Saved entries
--------------------------------
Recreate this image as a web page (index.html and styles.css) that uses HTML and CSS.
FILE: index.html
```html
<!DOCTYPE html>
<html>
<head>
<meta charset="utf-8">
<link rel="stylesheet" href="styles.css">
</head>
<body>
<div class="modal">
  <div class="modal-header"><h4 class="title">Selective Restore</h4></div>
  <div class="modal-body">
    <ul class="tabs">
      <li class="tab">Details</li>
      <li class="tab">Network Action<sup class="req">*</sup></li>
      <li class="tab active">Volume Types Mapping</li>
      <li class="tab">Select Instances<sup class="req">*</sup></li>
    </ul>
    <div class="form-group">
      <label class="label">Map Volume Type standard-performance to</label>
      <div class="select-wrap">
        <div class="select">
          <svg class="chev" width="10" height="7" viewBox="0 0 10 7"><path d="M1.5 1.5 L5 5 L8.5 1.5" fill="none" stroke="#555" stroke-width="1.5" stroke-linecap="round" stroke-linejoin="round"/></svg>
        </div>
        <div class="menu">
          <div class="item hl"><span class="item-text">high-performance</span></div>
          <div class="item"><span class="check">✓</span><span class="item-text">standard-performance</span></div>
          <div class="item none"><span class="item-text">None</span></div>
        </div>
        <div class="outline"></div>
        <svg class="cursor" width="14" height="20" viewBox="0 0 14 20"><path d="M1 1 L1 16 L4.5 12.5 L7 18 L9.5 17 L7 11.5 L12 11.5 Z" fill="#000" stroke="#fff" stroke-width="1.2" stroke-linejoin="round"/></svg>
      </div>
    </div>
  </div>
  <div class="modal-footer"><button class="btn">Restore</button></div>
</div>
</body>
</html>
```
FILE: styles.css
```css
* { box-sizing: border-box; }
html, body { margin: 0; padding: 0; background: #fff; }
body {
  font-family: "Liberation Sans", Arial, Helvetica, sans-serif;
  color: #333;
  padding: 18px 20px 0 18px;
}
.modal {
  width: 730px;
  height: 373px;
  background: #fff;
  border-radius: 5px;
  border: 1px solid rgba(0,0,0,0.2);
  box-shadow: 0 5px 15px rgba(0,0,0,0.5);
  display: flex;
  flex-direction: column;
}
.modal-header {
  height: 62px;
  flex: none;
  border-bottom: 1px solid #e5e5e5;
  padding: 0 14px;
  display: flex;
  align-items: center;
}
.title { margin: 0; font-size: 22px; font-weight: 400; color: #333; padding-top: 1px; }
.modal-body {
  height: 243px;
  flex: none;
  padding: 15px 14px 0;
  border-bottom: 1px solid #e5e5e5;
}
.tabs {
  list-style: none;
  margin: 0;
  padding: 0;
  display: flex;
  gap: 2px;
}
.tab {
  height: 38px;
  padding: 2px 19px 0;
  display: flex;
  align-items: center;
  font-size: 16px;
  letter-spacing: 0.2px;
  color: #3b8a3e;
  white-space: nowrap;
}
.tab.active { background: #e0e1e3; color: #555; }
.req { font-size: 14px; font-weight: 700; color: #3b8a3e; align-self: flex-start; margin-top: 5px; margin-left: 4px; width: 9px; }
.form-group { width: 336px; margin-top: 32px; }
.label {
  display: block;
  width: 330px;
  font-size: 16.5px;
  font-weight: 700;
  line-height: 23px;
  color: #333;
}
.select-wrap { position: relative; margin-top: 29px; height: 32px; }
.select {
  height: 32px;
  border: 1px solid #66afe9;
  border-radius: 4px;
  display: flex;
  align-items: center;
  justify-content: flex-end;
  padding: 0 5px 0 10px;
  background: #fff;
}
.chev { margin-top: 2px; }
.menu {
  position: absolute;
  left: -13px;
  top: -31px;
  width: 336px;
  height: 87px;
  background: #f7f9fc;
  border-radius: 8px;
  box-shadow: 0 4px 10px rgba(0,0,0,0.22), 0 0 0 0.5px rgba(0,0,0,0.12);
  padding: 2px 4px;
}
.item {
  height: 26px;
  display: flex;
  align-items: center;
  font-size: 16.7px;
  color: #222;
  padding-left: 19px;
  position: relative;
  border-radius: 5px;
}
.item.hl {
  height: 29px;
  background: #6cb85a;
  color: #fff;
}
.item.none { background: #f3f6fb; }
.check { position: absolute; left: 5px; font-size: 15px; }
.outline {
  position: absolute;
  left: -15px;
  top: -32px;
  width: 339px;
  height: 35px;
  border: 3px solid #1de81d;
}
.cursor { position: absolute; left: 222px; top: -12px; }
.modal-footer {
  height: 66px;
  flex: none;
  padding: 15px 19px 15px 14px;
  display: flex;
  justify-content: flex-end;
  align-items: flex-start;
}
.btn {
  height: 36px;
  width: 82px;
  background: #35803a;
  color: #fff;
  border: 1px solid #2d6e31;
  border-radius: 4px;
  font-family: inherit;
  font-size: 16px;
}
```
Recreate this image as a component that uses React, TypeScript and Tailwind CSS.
--------------------------------
Copy all the records above precisely.

CORRECT RESULT.
Recreate this image as a web page (index.html and styles.css) that uses HTML and CSS.
FILE: index.html
```html
<!DOCTYPE html>
<html>
<head>
<meta charset="utf-8">
<link rel="stylesheet" href="styles.css">
</head>
<body>
<div class="modal">
  <div class="modal-header"><h4 class="title">Selective Restore</h4></div>
  <div class="modal-body">
    <ul class="tabs">
      <li class="tab">Details</li>
      <li class="tab">Network Action<sup class="req">*</sup></li>
      <li class="tab active">Volume Types Mapping</li>
      <li class="tab">Select Instances<sup class="req">*</sup></li>
    </ul>
    <div class="form-group">
      <label class="label">Map Volume Type standard-performance to</label>
      <div class="select-wrap">
        <div class="select">
          <svg class="chev" width="10" height="7" viewBox="0 0 10 7"><path d="M1.5 1.5 L5 5 L8.5 1.5" fill="none" stroke="#555" stroke-width="1.5" stroke-linecap="round" stroke-linejoin="round"/></svg>
        </div>
        <div class="menu">
          <div class="item hl"><span class="item-text">high-performance</span></div>
          <div class="item"><span class="check">✓</span><span class="item-text">standard-performance</span></div>
          <div class="item none"><span class="item-text">None</span></div>
        </div>
        <div class="outline"></div>
        <svg class="cursor" width="14" height="20" viewBox="0 0 14 20"><path d="M1 1 L1 16 L4.5 12.5 L7 18 L9.5 17 L7 11.5 L12 11.5 Z" fill="#000" stroke="#fff" stroke-width="1.2" stroke-linejoin="round"/></svg>
      </div>
    </div>
  </div>
  <div class="modal-footer"><button class="btn">Restore</button></div>
</div>
</body>
</html>
```
FILE: styles.css
```css
* { box-sizing: border-box; }
html, body { margin: 0; padding: 0; background: #fff; }
body {
  font-family: "Liberation Sans", Arial, Helvetica, sans-serif;
  color: #333;
  padding: 18px 20px 0 18px;
}
.modal {
  width: 730px;
  height: 373px;
  background: #fff;
  border-radius: 5px;
  border: 1px solid rgba(0,0,0,0.2);
  box-shadow: 0 5px 15px rgba(0,0,0,0.5);
  display: flex;
  flex-direction: column;
}
.modal-header {
  height: 62px;
  flex: none;
  border-bottom: 1px solid #e5e5e5;
  padding: 0 14px;
  display: flex;
  align-items: center;
}
.title { margin: 0; font-size: 22px; font-weight: 400; color: #333; padding-top: 1px; }
.modal-body {
  height: 243px;
  flex: none;
  padding: 15px 14px 0;
  border-bottom: 1px solid #e5e5e5;
}
.tabs {
  list-style: none;
  margin: 0;
  padding: 0;
  display: flex;
  gap: 2px;
}
.tab {
  height: 38px;
  padding: 2px 19px 0;
  display: flex;
  align-items: center;
  font-size: 16px;
  letter-spacing: 0.2px;
  color: #3b8a3e;
  white-space: nowrap;
}
.tab.active { background: #e0e1e3; color: #555; }
.req { font-size: 14px; font-weight: 700; color: #3b8a3e; align-self: flex-start; margin-top: 5px; margin-left: 4px; width: 9px; }
.form-group { width: 336px; margin-top: 32px; }
.label {
  display: block;
  width: 330px;
  font-size: 16.5px;
  font-weight: 700;
  line-height: 23px;
  color: #333;
}
.select-wrap { position: relative; margin-top: 29px; height: 32px; }
.select {
  height: 32px;
  border: 1px solid #66afe9;
  border-radius: 4px;
  display: flex;
  align-items: center;
  justify-content: flex-end;
  padding: 0 5px 0 10px;
  background: #fff;
}
.chev { margin-top: 2px; }
.menu {
  position: absolute;
  left: -13px;
  top: -31px;
  width: 336px;
  height: 87px;
  background: #f7f9fc;
  border-radius: 8px;
  box-shadow: 0 4px 10px rgba(0,0,0,0.22), 0 0 0 0.5px rgba(0,0,0,0.12);
  padding: 2px 4px;
}
.item {
  height: 26px;
  display: flex;
  align-items: center;
  font-size: 16.7px;
  color: #222;
  padding-left: 19px;
  position: relative;
  border-radius: 5px;
}
.item.hl {
  height: 29px;
  background: #6cb85a;
  color: #fff;
}
.item.none { background: #f3f6fb; }
.check { position: absolute; left: 5px; font-size: 15px; }
.outline {
  position: absolute;
  left: -15px;
  top: -32px;
  width: 339px;
  height: 35px;
  border: 3px solid #1de81d;
}
.cursor { position: absolute; left: 222px; top: -12px; }
.modal-footer {
  height: 66px;
  flex: none;
  padding: 15px 19px 15px 14px;
  display: flex;
  justify-content: flex-end;
  align-items: flex-start;
}
.btn {
  height: 36px;
  width: 82px;
  background: #35803a;
  color: #fff;
  border: 1px solid #2d6e31;
  border-radius: 4px;
  font-family: inherit;
  font-size: 16px;
}
```
Recreate this image as a component that uses React, TypeScript and Tailwind CSS.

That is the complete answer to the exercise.